Using (4), we obtain the following:

$${\int }_{\partial \Omega }{T}^{4}dS\le \left[\frac{2}{m}+\frac{2d^2{\epsilon }_0}{m^2}\right]{\int }_{\Omega }{T}^{4}dx+\frac{1}{2{\epsilon }_0}{\int }_{\Omega }{T}_{,i}^2{T}_{,i}^{2}dx,$$

(22)

and the following is the case.

$${\int }_{\partial \Omega }{C}^{4}dS\le \left[\frac{2}{m}+\frac{2d^2{\epsilon }_0}{m^2}\right]{\int }_{\Omega }{C}^{4}dx+\frac{1}{2{\epsilon }_0}{\int }_{\Omega }{C}_{,i}^2{C}_{,i}^{2}dx.$$

(23)

Inserting (22) and (14) into (21) and choosing ${\epsilon }_0=k_1+k_2$, we have the following:

$$\begin{array}{cc}\hfill {\int }_{\Omega }(T^4+C^4)dx& \le {\int }_{\Omega }(T_0^4+C_0^4)dx+\gamma {\int }_0^t{\int }_{\Omega }(T^4+C^4)dxd\eta ,\hfill \end{array}$$

(24)

with $\gamma =(4k_1+4k_2)\left[\frac{2}{m}+\frac{2d^2(k_1+k_2)}{m^2}\right]+3L$.

Integrating (24), we obtain the following.

$$\begin{array}{cc}\hfill {\int }_0^t{\int }_{\Omega }(T^4+C^4)dxd\eta & \le e^{\gamma t}t{\int }_{\Omega }(T_0^4+C_0^4)dx.\hfill \end{array}$$

(25)

Inserting (25) into (24), we obtain the following.

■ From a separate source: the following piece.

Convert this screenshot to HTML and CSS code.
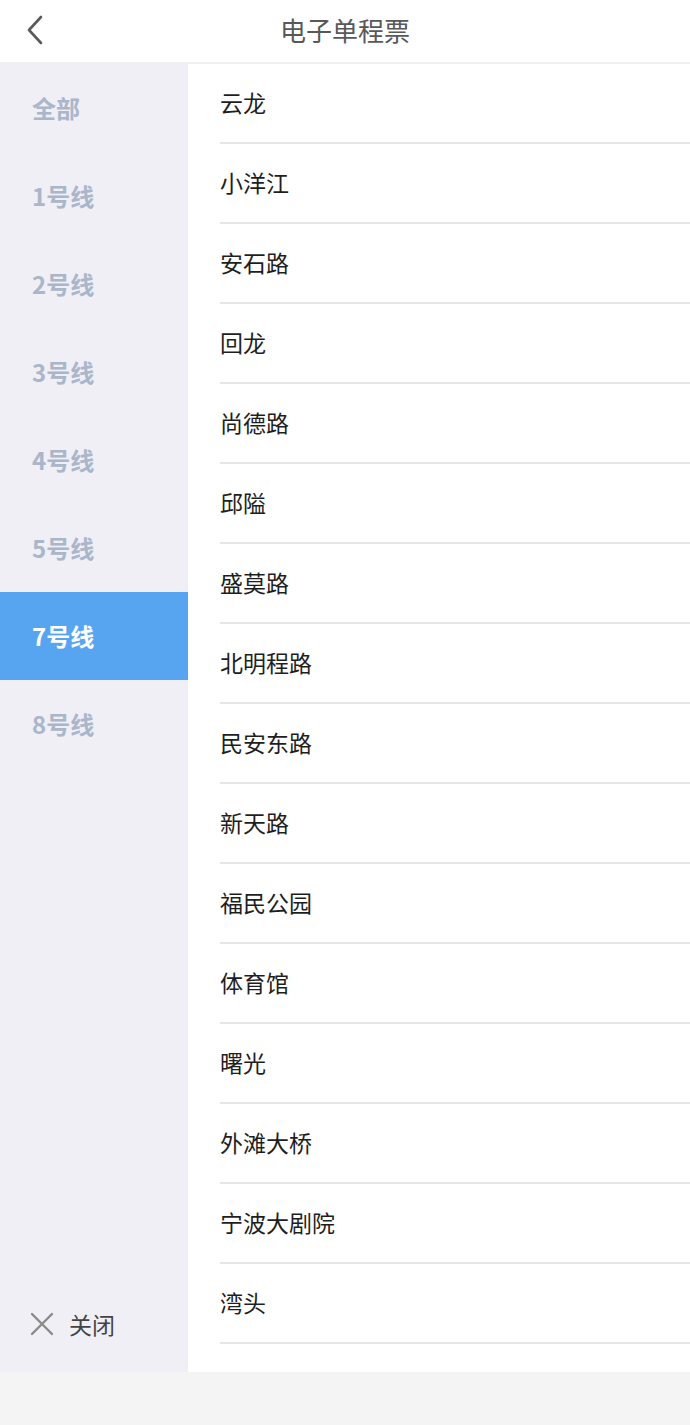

$$\begin{array}{cc}\hfill {\int }_{\Omega }(T^4+C^4)dx& \le (\gamma e^{\gamma t}t+1){\int }_{\Omega }(T_0^4+C_0^4)dx.\hfill \end{array}$$

(26)

The proof is finished. □

Lemma 5.

We suggest that $u_i$ is a solution of Equation (1) and that it satisfies the initial boundary conditions $\left(2\right)$ and $\left(3\right)$. The following estimates can be obtained.

$$\begin{array}{cc}\hfill {\int }_{\Omega }{u}_{i,j}{u}_{i,j}dx& \le {\left(k_3\left(t\right)\right)}^{\frac{1}{2}}{\left({\int }_{\Omega }{u}_{i,t}{u}_{i,t}dx\right)}^{\frac{1}{2}}+2{\left(k_1\left(t\right)\right)}^{\frac{1}{2}}{\left(k_3\left(t\right)\right)}^{\frac{1}{2}}.\hfill \end{array}$$

(27)

Proof. 

Multiplying ${\left(1\right)}_1$ by $u_i$ and integrating over $\Omega$, we have the following.

$$\begin{array}{c}\hfill {\int }_{\Omega }{u}_{i,t}{u}_{i}dx=-{\int }_{\Omega }{u}_{i,j}{u}_{i,j}dx+{\int }_{\Omega }{g}_i{u}_{i}Tdx-{\int }_{\Omega }{h}_i{u}_{i}Cdx.\end{array}$$

Using the Schwarz’s inequality, we have the following.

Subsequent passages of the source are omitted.